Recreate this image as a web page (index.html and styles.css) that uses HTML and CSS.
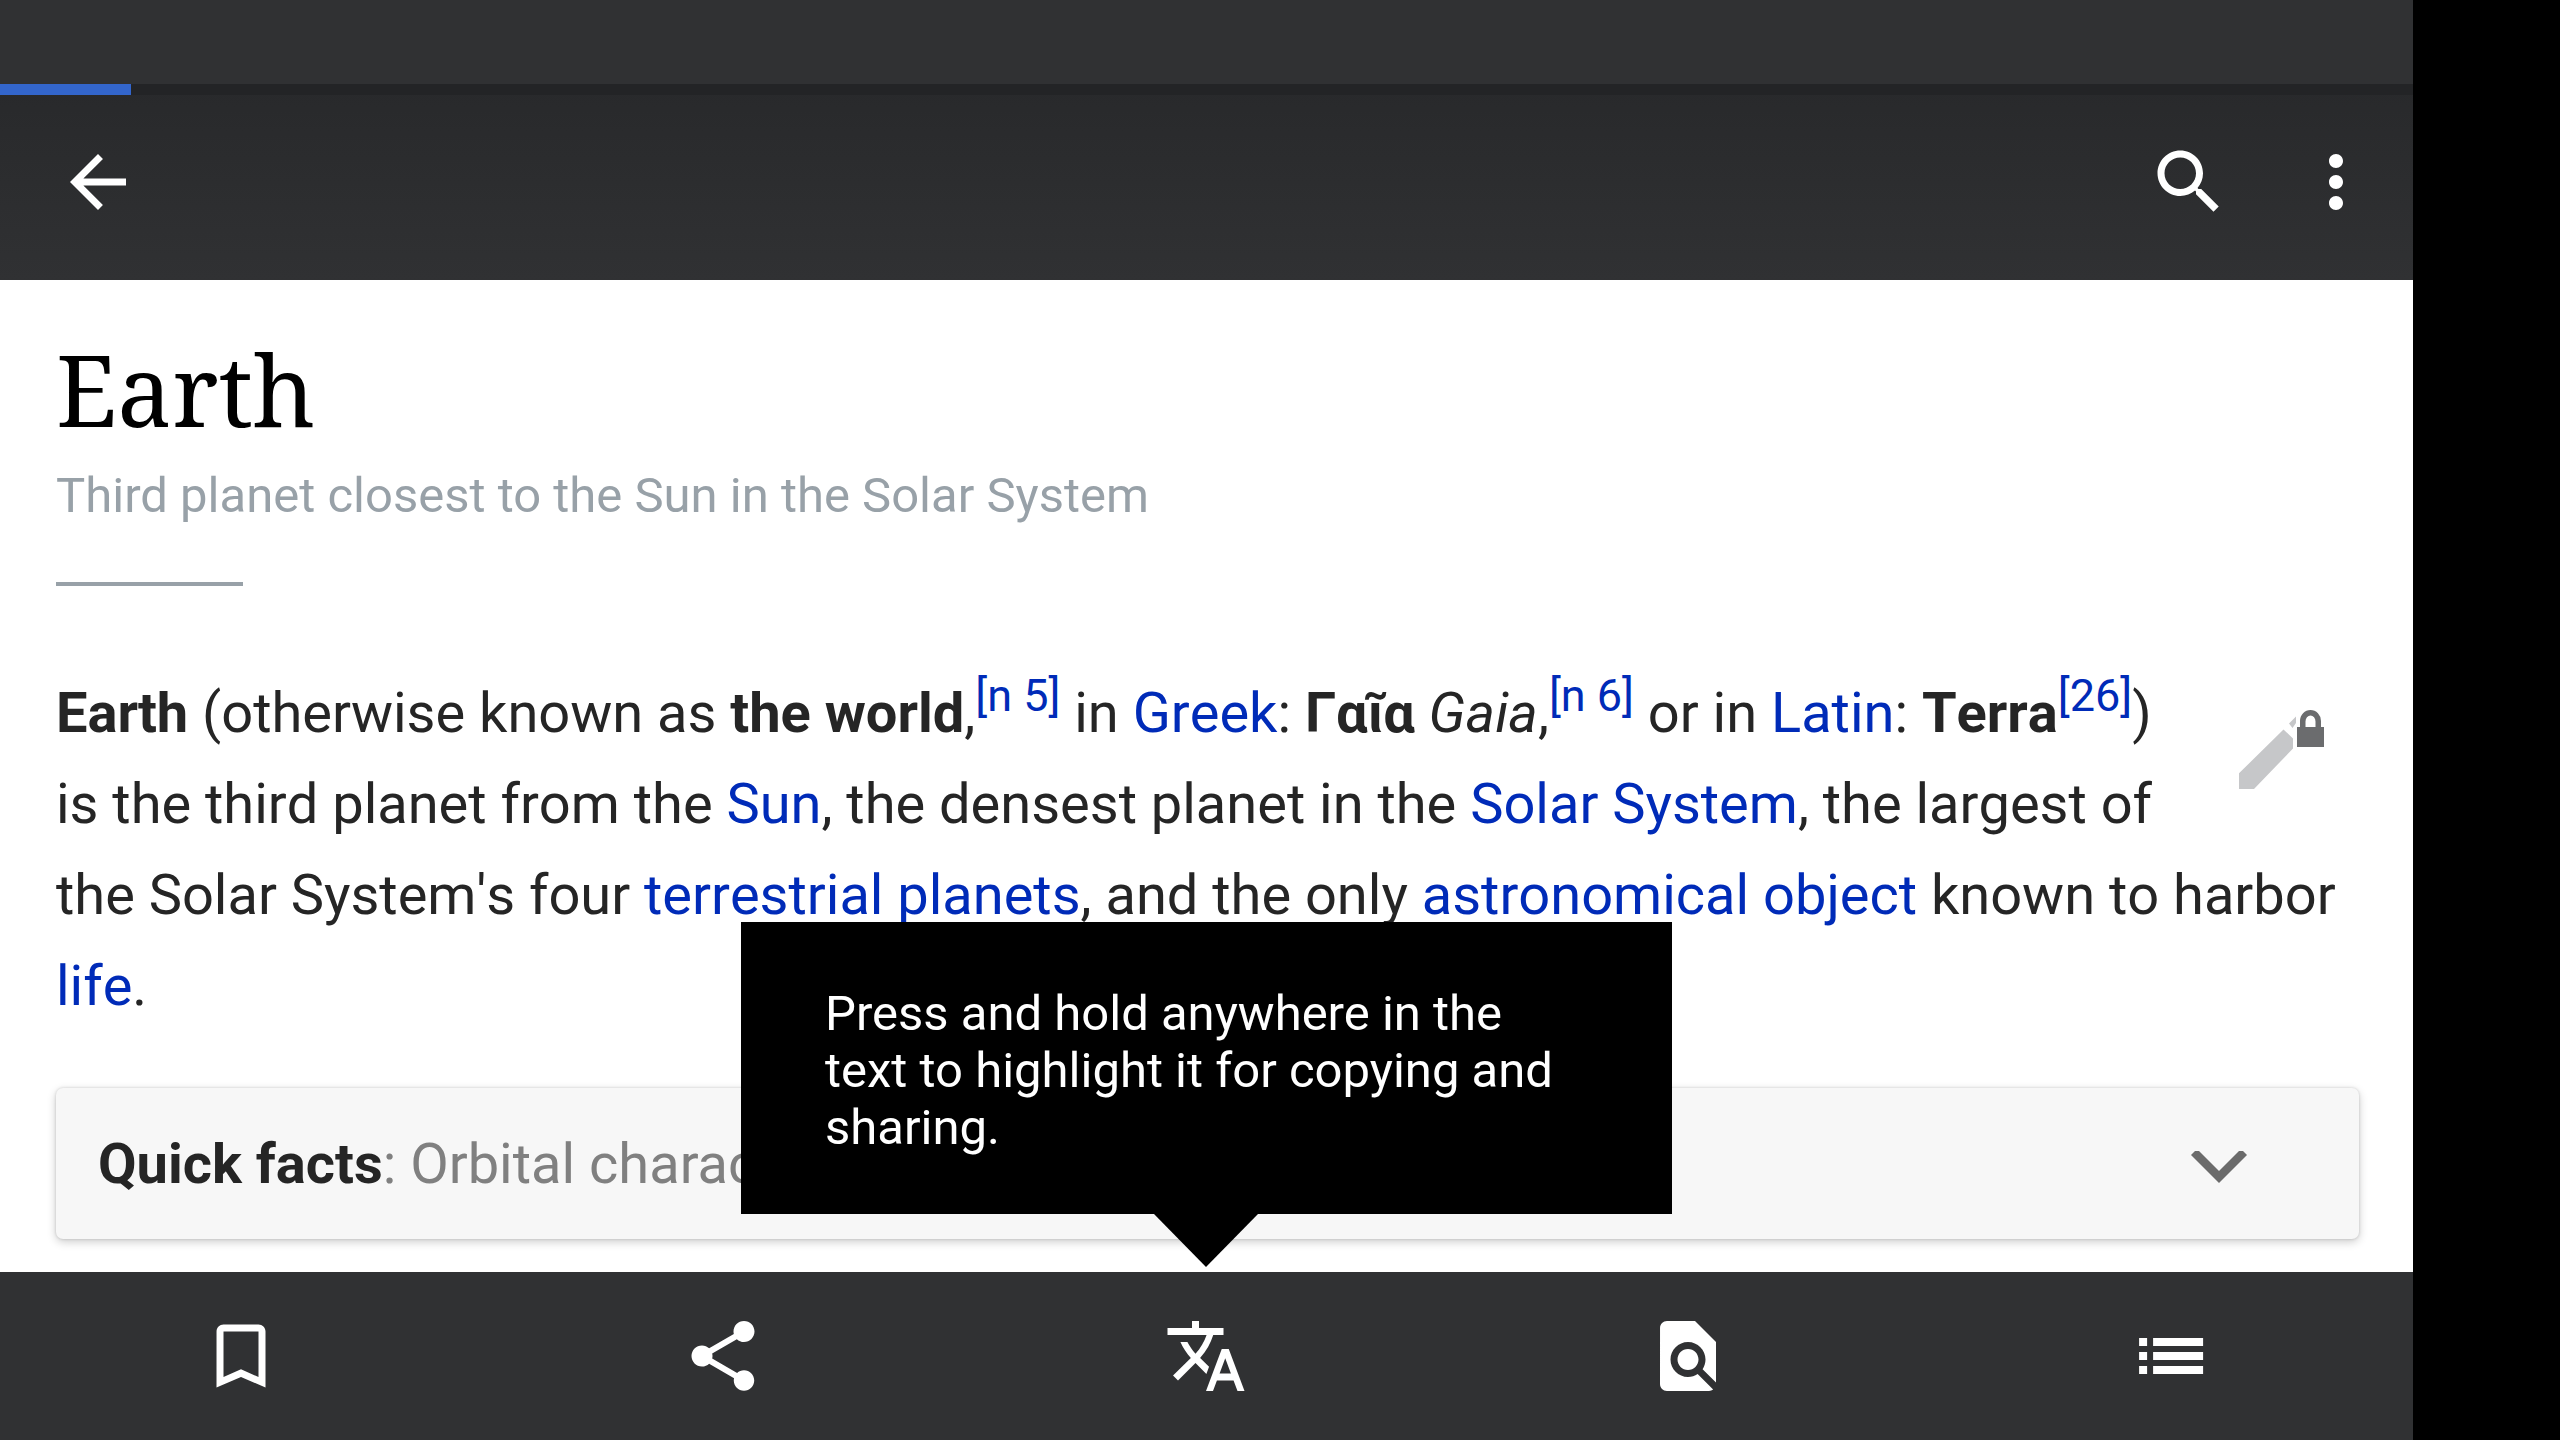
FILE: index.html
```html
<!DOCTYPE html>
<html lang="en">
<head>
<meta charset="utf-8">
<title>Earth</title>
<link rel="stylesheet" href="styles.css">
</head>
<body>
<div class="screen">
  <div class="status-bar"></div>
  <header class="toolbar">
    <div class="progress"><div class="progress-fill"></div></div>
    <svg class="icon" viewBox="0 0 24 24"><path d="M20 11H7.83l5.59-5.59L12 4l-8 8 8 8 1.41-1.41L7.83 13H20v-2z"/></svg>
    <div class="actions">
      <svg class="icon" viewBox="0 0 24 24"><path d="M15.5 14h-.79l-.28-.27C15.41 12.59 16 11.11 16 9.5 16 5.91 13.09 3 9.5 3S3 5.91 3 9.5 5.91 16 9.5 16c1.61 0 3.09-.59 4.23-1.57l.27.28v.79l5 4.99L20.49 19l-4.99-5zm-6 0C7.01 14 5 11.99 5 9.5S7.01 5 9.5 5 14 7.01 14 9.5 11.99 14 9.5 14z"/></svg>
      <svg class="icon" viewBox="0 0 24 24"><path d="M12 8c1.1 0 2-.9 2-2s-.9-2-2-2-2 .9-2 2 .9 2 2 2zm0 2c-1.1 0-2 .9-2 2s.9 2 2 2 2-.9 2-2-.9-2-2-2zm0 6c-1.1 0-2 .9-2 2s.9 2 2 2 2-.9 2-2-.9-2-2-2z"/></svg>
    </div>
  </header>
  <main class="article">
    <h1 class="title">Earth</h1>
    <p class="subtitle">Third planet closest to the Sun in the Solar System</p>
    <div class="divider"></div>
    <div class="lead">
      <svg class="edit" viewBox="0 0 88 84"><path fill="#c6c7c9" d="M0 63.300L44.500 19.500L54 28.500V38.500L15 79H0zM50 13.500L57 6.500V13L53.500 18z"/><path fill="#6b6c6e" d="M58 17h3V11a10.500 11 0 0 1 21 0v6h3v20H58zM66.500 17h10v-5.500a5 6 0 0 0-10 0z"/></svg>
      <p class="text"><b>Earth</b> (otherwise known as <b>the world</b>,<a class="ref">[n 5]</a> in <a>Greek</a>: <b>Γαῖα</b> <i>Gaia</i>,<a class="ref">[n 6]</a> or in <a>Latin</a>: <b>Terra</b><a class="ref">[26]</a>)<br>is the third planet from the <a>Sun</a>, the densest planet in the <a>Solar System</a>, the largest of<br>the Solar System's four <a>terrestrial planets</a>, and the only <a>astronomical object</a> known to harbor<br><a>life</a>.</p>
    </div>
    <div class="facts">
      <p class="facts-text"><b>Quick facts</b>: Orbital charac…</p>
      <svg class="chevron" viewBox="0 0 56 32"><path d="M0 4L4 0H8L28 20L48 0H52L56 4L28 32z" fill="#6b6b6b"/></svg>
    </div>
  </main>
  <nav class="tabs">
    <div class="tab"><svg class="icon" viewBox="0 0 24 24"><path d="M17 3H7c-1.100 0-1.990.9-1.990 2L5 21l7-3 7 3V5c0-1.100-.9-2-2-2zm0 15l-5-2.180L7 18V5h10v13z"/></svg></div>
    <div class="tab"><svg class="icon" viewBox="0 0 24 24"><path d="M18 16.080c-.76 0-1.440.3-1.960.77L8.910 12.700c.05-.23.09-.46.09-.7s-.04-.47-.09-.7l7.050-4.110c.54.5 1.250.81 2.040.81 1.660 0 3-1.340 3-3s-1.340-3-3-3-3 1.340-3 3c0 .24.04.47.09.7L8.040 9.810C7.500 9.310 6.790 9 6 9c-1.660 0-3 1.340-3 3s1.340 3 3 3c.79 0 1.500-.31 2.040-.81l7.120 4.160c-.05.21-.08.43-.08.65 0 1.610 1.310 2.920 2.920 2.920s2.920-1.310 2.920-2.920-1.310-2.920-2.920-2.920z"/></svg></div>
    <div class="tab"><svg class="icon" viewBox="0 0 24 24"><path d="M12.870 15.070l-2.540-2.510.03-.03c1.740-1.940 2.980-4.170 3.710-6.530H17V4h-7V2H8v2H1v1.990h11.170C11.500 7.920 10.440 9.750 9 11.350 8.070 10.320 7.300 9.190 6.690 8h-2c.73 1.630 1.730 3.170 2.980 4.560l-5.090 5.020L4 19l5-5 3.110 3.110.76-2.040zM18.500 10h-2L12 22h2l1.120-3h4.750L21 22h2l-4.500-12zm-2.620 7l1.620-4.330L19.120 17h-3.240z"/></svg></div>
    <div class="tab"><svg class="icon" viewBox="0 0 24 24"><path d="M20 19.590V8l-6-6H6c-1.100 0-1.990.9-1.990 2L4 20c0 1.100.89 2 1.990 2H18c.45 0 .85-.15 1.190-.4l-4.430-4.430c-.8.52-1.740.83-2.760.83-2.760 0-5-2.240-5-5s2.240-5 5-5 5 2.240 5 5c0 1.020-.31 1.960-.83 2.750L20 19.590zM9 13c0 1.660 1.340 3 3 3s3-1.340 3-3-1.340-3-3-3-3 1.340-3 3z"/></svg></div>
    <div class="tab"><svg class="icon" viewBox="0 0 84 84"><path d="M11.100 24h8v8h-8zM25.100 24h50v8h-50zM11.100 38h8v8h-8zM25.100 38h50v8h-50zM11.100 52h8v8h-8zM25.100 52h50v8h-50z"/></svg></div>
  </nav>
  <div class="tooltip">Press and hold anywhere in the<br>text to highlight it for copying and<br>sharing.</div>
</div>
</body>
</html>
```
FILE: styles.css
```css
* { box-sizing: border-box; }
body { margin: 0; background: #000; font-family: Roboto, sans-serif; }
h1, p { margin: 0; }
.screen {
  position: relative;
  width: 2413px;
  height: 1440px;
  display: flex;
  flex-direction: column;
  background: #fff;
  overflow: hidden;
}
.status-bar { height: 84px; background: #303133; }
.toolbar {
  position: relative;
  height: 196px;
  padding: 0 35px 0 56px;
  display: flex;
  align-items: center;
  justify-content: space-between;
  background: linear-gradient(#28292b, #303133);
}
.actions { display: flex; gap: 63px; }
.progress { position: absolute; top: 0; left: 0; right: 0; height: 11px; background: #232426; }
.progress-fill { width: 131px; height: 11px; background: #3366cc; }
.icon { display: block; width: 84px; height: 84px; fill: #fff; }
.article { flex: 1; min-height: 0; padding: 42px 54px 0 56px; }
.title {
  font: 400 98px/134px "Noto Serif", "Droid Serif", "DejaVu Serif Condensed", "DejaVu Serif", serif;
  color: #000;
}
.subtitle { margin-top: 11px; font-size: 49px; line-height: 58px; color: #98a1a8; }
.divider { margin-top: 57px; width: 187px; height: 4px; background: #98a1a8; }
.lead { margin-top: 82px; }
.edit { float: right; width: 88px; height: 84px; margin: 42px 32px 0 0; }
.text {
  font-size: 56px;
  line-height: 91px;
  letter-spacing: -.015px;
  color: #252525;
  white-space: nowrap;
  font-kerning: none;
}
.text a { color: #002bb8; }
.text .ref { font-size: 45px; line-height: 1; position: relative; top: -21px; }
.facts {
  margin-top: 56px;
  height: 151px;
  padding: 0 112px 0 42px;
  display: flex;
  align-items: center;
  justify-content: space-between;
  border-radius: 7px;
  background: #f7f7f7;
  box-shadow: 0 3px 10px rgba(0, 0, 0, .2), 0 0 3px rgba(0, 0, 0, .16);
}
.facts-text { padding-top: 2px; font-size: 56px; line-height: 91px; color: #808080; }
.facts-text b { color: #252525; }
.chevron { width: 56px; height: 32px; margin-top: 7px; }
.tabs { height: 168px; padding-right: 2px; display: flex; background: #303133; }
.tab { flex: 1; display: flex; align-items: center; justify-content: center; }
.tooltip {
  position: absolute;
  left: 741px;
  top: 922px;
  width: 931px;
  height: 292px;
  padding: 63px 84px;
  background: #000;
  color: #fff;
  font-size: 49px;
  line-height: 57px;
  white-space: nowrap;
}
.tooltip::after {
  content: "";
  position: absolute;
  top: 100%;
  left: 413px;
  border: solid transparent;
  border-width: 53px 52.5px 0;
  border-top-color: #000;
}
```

------------------------------------------------

**What you should do:**
Say how many lines include the word "styles"; reply with the number alone.

**Answer to this task:**
3